> MATERIAL
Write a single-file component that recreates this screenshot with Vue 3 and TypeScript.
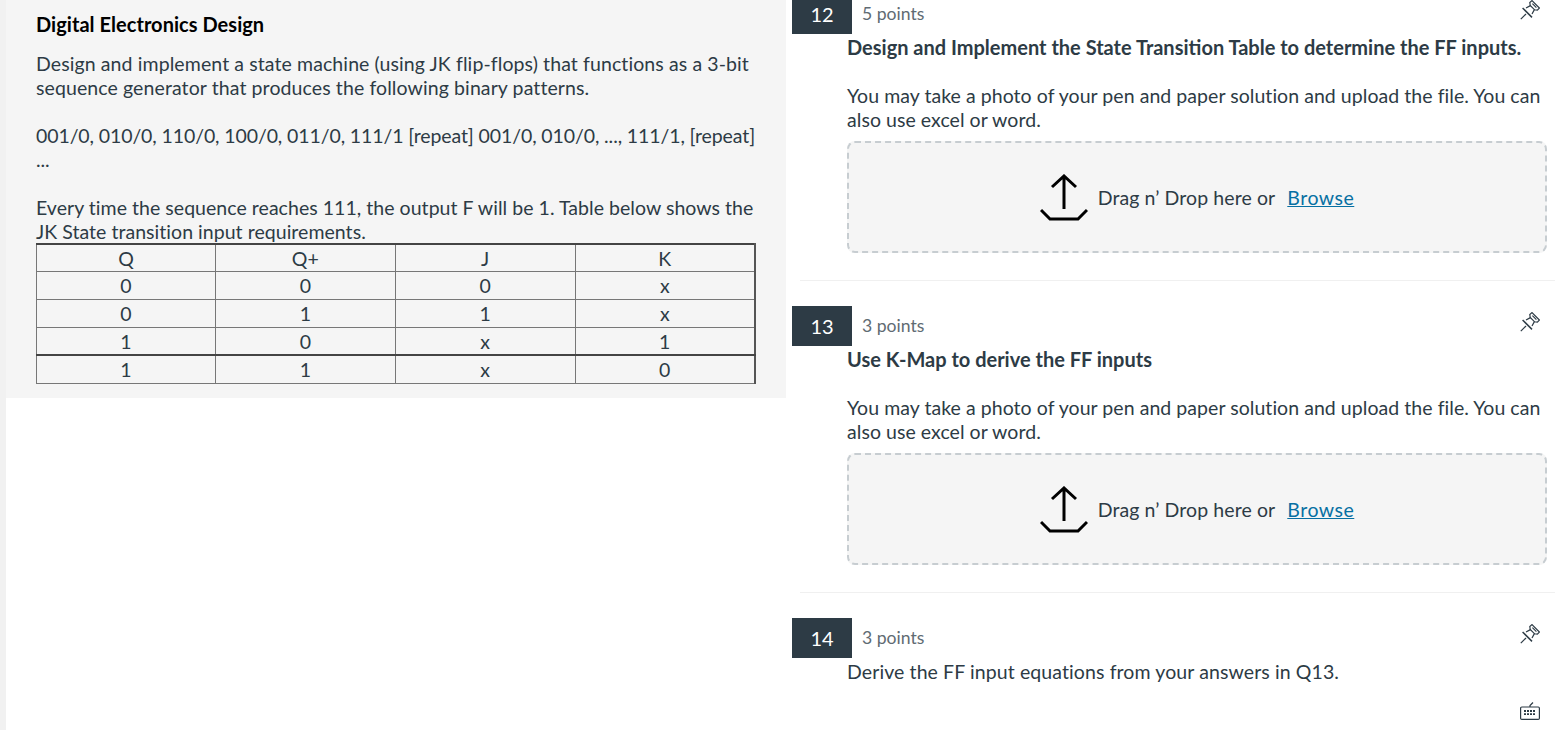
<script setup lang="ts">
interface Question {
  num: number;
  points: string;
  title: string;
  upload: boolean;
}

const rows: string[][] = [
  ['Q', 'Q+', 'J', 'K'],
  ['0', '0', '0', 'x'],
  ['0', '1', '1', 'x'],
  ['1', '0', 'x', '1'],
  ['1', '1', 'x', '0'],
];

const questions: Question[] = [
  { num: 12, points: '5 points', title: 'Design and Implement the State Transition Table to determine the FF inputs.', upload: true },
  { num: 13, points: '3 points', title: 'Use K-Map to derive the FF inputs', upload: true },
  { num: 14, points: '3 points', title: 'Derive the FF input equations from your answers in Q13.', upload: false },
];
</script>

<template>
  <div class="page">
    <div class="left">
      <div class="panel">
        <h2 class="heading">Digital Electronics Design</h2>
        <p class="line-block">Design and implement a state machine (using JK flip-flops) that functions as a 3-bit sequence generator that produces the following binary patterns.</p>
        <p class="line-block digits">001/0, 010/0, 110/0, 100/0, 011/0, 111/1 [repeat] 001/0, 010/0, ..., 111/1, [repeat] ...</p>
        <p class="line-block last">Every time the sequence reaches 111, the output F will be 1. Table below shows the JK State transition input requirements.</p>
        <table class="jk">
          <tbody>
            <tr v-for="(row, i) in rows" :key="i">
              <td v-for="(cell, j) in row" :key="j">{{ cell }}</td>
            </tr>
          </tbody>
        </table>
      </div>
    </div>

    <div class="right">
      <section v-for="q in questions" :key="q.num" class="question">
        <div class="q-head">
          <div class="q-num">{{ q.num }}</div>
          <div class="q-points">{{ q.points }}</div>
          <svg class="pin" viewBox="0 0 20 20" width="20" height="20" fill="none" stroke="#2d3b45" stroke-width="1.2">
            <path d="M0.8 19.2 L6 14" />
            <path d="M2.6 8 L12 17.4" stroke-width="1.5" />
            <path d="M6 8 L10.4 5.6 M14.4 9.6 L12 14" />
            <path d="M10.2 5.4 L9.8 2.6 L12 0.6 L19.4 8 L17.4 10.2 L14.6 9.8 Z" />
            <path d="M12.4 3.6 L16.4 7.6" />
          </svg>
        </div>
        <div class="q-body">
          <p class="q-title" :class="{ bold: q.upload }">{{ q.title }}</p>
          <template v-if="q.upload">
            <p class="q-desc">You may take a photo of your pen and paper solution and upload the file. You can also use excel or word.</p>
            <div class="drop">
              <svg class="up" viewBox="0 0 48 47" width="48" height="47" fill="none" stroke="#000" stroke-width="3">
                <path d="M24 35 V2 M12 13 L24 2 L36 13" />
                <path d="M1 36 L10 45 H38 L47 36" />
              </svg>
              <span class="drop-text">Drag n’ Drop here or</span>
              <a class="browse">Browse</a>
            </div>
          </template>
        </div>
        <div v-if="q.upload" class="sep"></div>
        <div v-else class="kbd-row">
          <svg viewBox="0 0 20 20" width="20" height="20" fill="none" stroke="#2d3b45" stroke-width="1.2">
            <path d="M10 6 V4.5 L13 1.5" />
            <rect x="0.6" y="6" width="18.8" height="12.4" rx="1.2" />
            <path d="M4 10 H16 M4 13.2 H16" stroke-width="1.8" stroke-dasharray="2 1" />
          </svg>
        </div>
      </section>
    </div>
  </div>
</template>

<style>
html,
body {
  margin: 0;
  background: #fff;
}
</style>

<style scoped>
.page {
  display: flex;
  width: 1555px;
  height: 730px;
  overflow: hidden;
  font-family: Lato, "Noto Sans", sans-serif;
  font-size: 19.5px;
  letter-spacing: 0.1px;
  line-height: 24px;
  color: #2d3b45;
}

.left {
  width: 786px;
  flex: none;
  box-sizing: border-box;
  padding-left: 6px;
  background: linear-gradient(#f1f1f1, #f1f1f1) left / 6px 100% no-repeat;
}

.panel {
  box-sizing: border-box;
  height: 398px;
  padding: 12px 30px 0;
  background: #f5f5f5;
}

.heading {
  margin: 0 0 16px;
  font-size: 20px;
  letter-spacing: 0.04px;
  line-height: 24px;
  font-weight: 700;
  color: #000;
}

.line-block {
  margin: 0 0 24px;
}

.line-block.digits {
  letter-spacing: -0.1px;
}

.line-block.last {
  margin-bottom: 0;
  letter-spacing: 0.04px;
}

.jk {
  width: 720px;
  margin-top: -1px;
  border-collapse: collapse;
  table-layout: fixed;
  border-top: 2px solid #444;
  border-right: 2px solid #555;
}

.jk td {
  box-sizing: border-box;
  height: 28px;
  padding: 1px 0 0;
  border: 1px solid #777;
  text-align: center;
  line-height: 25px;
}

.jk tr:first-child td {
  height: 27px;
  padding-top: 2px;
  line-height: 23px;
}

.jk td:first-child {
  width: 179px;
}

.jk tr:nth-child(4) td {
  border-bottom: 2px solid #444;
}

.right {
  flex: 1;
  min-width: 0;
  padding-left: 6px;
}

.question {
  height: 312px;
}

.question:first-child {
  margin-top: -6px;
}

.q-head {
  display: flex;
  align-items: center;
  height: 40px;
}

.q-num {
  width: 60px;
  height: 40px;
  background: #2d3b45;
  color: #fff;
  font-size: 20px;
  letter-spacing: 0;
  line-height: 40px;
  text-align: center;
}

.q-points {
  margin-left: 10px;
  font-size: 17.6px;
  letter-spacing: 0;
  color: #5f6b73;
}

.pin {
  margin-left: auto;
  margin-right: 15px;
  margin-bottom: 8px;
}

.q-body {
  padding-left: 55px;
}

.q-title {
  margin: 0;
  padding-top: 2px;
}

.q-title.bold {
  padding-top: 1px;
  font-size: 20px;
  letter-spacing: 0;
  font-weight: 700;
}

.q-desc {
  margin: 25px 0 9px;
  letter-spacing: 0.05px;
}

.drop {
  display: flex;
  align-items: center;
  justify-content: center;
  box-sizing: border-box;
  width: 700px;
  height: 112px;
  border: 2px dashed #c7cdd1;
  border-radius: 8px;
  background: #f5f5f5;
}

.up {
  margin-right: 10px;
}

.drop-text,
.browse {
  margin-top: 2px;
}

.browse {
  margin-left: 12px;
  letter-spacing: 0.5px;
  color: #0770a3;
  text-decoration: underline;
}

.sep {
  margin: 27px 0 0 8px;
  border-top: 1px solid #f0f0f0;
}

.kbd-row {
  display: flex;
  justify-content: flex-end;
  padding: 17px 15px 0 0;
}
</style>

> OBJECTIVE
Whichever lines contain the string "file", select and copy them.

> REPLY TO THE TASK
Write a single-file component that recreates this screenshot with Vue 3 and TypeScript.
            <p class="q-desc">You may take a photo of your pen and paper solution and upload the file. You can also use excel or word.</p>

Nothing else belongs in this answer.